The air in the grand halls of Tehran does not move like the air in a newsroom. It is heavy. It carries the scent of rosewater, old stone, and the weight of decades of unyielding friction. When Ali Khamenei speaks, he is not merely addressing a crowd of students or officials; he is reaching for the levers of history. He leans into the microphone, his voice a gravelly cadence that has weathered the rise and fall of global empires, and he promises something that feels like an inevitability to those in the room: the collapse of his greatest enemies.

He calls them "bitter defeats." He speaks of the United States and Israel as though they are titans with clay feet, already cracking under the pressure of a changing world. But beneath the rhetoric of "Zionist entities" and "arrogant powers" lies a human reality that spans from the dusty corridors of power to the kitchen tables of families in Tel Aviv, Gaza, and Isfahan.

Victory and defeat are rarely as clean as a headline suggests.

The Geography of a Grudge

To understand the Supreme Leader’s warning, you have to look at the map—not the one on a classroom wall, but the one etched into the psyche of the Middle East. It is a map of proximity. Imagine a father in northern Israel, tucking his daughter into bed while knowing that just across the border, high-precision hardware is being moved into position.
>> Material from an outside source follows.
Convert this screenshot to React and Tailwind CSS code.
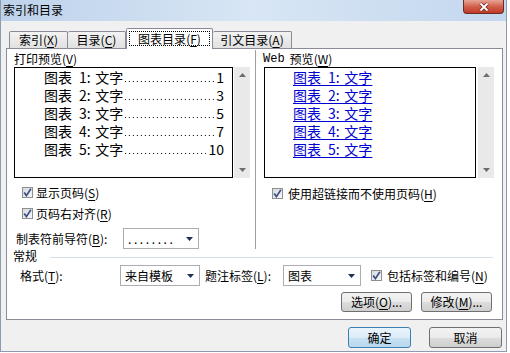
import React from "react";

function Acc({ k }) {
  return (
    <span>
      (<span className="underline underline-offset-[2px]">{k}</span>)
    </span>
  );
}

function Check() {
  return (
    <span className="w-[11px] h-[11px] shrink-0 border border-[#8e8f8f] bg-gradient-to-br from-[#d6dae2] to-[#f7f8fa] flex items-center justify-center">
      <svg width="9" height="9" viewBox="0 0 9 9">
        <path d="M1.2 4.4 L3.4 7.6 L7.9 0.8" fill="none" stroke="#3f5180" strokeWidth="1.7" />
      </svg>
    </span>
  );
}

function Arrow() {
  return (
    <svg width="7" height="4" viewBox="0 0 7 4" className="shrink-0">
      <path d="M0 0H7L3.5 4Z" fill="#1f2f55" />
    </svg>
  );
}

function Combo({ className, children }) {
  return (
    <div className={"h-[21px] shrink-0 border border-[#abadb3] bg-white flex items-center pl-[4px] pr-[5px] " + className}>
      <div className="flex-1 whitespace-nowrap">{children}</div>
      <Arrow />
    </div>
  );
}

function Btn({ className, primary, children }) {
  return (
    <div
      className={
        (primary
          ? "border-[#3c7fb1] bg-[linear-gradient(#e9f4fb,#dcecf7_50%,#c8e2f3_50%,#b9d9ee)] "
          : "border-[#707070] bg-[linear-gradient(#f2f2f2,#ebebeb_50%,#dddddd_50%,#cfcfcf)] ") +
        "h-full border rounded-[3px] flex items-center justify-center whitespace-nowrap " +
        className
      }
    >
      {children}
    </div>
  );
}

function Scroll({ className }) {
  return (
    <div className={"w-[16px] h-[111px] bg-[#e9e9e9] flex flex-col items-center justify-between py-[6px] " + className}>
      <svg width="7" height="4" viewBox="0 0 7 4">
        <path d="M0 4H7L3.5 0Z" fill="#6d6d6d" />
      </svg>
      <svg width="7" height="4" viewBox="0 0 7 4">
        <path d="M0 0H7L3.5 4Z" fill="#6d6d6d" />
      </svg>
    </div>
  );
}

const entries = [
  ["1", "1"],
  ["2", "3"],
  ["3", "5"],
  ["4", "7"],
  ["5", "10"],
];

export default function App() {
  return (
    <div className="w-[510px] h-[353px] bg-white text-[12px] leading-none text-black font-['Noto_Sans_CJK_SC','Noto_Sans',sans-serif]">
      <div className="w-[507px] h-[352px] flex flex-col bg-[#f0f0f0] border-l border-r border-b border-[#8c9bb0]">
        {/* 标题栏 */}
        <div className="h-[21px] shrink-0 flex justify-between bg-gradient-to-r from-[#bdd2eb] via-[#d8e6f5] to-[#c3d7ee]">
          <span className="pl-[2px] pt-[4px] text-[12px]">索引和目录</span>
          <div className="w-[41px] h-[14px] mr-[2px] rounded-b-[4px] border border-t-0 border-[#6c2b24] bg-gradient-to-b from-[#e6a596] via-[#d1604c] to-[#c03a25] flex items-center justify-center">
            <svg width="12" height="10" viewBox="0 0 12 10">
              <path d="M2.5 1.5L9.5 8.5M9.5 1.5L2.5 8.5" stroke="#6a2419" strokeWidth="3.4" />
              <path d="M2.5 1.5L9.5 8.5M9.5 1.5L2.5 8.5" stroke="#ffffff" strokeWidth="1.9" />
            </svg>
          </div>
        </div>

        {/* 选项卡 */}
        <div className="h-[27px] shrink-0 flex items-end pl-[8px]">
          <div className="w-[59px] h-[17px] border border-b-0 border-[#898c95] rounded-t-[2px] bg-gradient-to-b from-[#f3f3f3] to-[#e1e1e1] flex items-center justify-center">
            索引<Acc k="X" />
          </div>
          <div className="w-[58px] h-[17px] border border-b-0 border-l-0 border-[#898c95] rounded-t-[2px] bg-gradient-to-b from-[#f3f3f3] to-[#e1e1e1] flex items-center justify-center">
            目录<Acc k="C" />
          </div>
          <div className="relative z-10 -mb-px w-[87px] h-[21px] border border-b-0 border-[#898c95] rounded-t-[2px] bg-white px-[2px] pt-[2px]">
            <div className="h-[15px] border border-dotted border-black flex items-center justify-center">
              图表目录<Acc k="F" />
            </div>
          </div>
          <div className="w-[79px] h-[17px] border border-b-0 border-l-0 border-[#898c95] rounded-t-[2px] bg-gradient-to-b from-[#f3f3f3] to-[#e1e1e1] flex items-center justify-center">
            引文目录<Acc k="A" />
          </div>
        </div>

        {/* 面板 */}
        <div className="ml-[5px] w-[497px] h-[272px] shrink-0 border border-[#898c95] bg-white flex flex-col">
          <div className="h-[200px] flex">
            {/* 打印预览 */}
            <div className="w-[248px] flex flex-col">
              <div className="mt-[3px] h-[14px] pl-[7px] flex items-center">
                打印预览<Acc k="V" />
              </div>
              <div className="mt-[1px] pl-[7px] flex">
                <div className="w-[219px] h-[111px] border border-black bg-white pl-[29px] pr-[8px] text-[14px]">
                  {entries.map(([n, p]) => (
                    <div key={n} className="h-[18px] flex items-center whitespace-nowrap">
                      <span>{"图表\u2002" + n + ":\u2004文字"}</span>
                      <span className="flex-1 self-end mb-[4px] mx-[2px] h-px bg-[linear-gradient(to_right,transparent_3px,#000_3px)] bg-[length:4px_1px] bg-repeat-x bg-right" />
                      <span>{p}</span>
                    </div>
                  ))}
                </div>
                <Scroll className="ml-[1px]" />
              </div>
              <div className="mt-[9px] h-[11px] pl-[15px] flex items-center gap-[3px]">
                <Check />
                <span>
                  显示页码<Acc k="S" />
                </span>
              </div>
              <div className="mt-[10px] h-[11px] pl-[15px] flex items-center gap-[3px]">
                <Check />
                <span>
                  页码右对齐<Acc k="R" />
                </span>
              </div>
              <div className="mt-[9px] pl-[9px] flex items-center">
                <span className="w-[107px]">
                  制表符前导符<Acc k="B" />:
                </span>
                <Combo className="w-[76px]">
                  <span className="tracking-[2.6px]">........</span>
                </Combo>
              </div>
            </div>

            <div className="mt-[1px] w-px h-[199px] bg-[#a0a0a0]" />

            {/* Web 预览 */}
            <div className="flex-1 flex flex-col">
              <div className="mt-[3px] h-[14px] pl-[7px] flex items-center">
                <span className="font-['Liberation_Mono',monospace] mr-[5px]">Web</span>
                预览<Acc k="W" />
              </div>
              <div className="mt-[1px] pl-[8px] flex">
                <div className="w-[212px] h-[111px] border border-black bg-white pl-[28px] text-[14px] text-[#0000d0]">
                  {entries.map(([n]) => (
                    <div key={n} className="h-[18px] flex items-center whitespace-nowrap">
                      <span className="underline underline-offset-[2px]">{"图表\u2002" + n + ":\u2004文字"}</span>
                    </div>
                  ))}
                </div>
                <Scroll className="ml-[2px]" />
              </div>
              <div className="mt-[10px] h-[11px] pl-[16px] flex items-center gap-[5px]">
                <Check />
                <span>
                  使用超链接而不使用页码<Acc k="H" />
                </span>
              </div>
            </div>
          </div>

          {/* 常规 */}
          <div className="h-[14px] pl-[6px] flex items-start">
            <span className="h-[14px] leading-[14px]">常规</span>
            <div className="ml-[13px] mr-[9px] mt-[8px] flex-1 h-px bg-[#d5dfe5]" />
          </div>
          <div className="mt-[2px] h-[21px] pl-[13px] flex items-center">
            <span className="w-[100px]">
              格式<Acc k="T" />:
            </span>
            <Combo className="w-[80px]">来自模板</Combo>
            <span className="ml-[5px] w-[78px]">
              题注标签<Acc k="L" />:
            </span>
            <Combo className="w-[78px]">图表</Combo>
            <span className="ml-[10px]">
              <Check />
            </span>
            <span className="ml-[5px]">
              包括标签和编号<Acc k="N" />
            </span>
          </div>
          <div className="mt-[6px] h-[20px] pr-[10px] flex justify-end gap-[9px]">
            <Btn className="w-[71px]">
              选项<Acc k="O" />...
            </Btn>
            <Btn className="w-[71px]">
              修改<Acc k="M" />...
            </Btn>
          </div>
        </div>

        {/* 底部按钮 */}
        <div className="mt-[7px] h-[21px] pr-[4px] flex justify-end gap-[18px]">
          <Btn primary className="w-[63px]">
            确定
          </Btn>
          <Btn className="w-[73px]">取消</Btn>
        </div>
      </div>
    </div>
  );
}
Now, imagine a mother in Tehran, watching the evening news and wondering if the price of bread will skyrocket because of a new round of sanctions or a sudden strike on a refinery.

These are the invisible stakes.

Khamenei’s recent declarations aren't just a reaction to current skirmishes. They are a continuation of a narrative that began long before the current cycle of headlines. He views the regional struggle as a moral arc. In his eyes, the "Axis of Resistance"—a network of allies stretching through Iraq, Syria, Lebanon, and Yemen—is a defensive shield against a West that he believes seeks only to dominate.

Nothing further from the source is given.